G20 summit: US and Europe paper over divisions
by Chris Marsden and Bill Van Auken
Global Research, April 3, 2009
World Socialist Web Site
The G20 summit concluded Thursday having failed to adopt the principal demands of either the US and Britain, which came to the London gathering advocating coordinated global fiscal stimulus, or a European bloc led by Germany and France, which called for international regulation of major financial institutions.
Instead, the two sides papered over their differences with a nine-page communiqué, much of which consisted of high-flown phrases such as the affirmation that all the assembled heads of state "agreed on the desirability of a new global consensus on the key values and principles that will promote sustainable economic activity."

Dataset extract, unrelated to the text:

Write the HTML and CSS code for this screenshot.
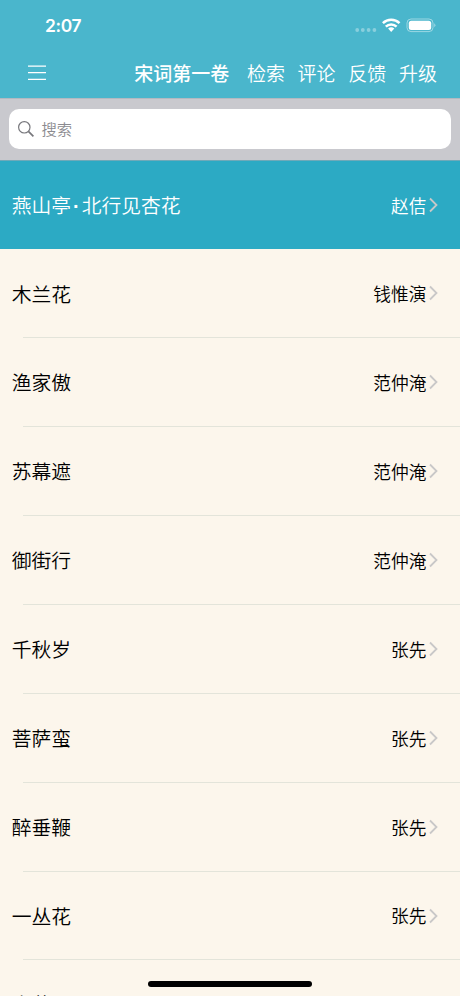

There was also the claim"echoed by virtually all of the media"that the summit had agreed to "an additional $1.1 trillion programme of support to restore credit, growth and jobs in the world economy."
The Financial Times of London carried one of the few reports that treated this pledge with the skepticism it deserved. "The failure of the G20 summit was too painful for world leaders to contemplate and [British Prime Minister Gordon] Brown ended the meeting with a blizzard of large numbers to disguise the fact that leaders had not agreed to a further additional fiscal stimulus as Mr. Obama and Mr. Brown had wanted."
The newspaper also noted, "Much of the $1,100 billion pledged to help the world recover from recession represented existing commitments or pledges of future funds that had not been pinned down."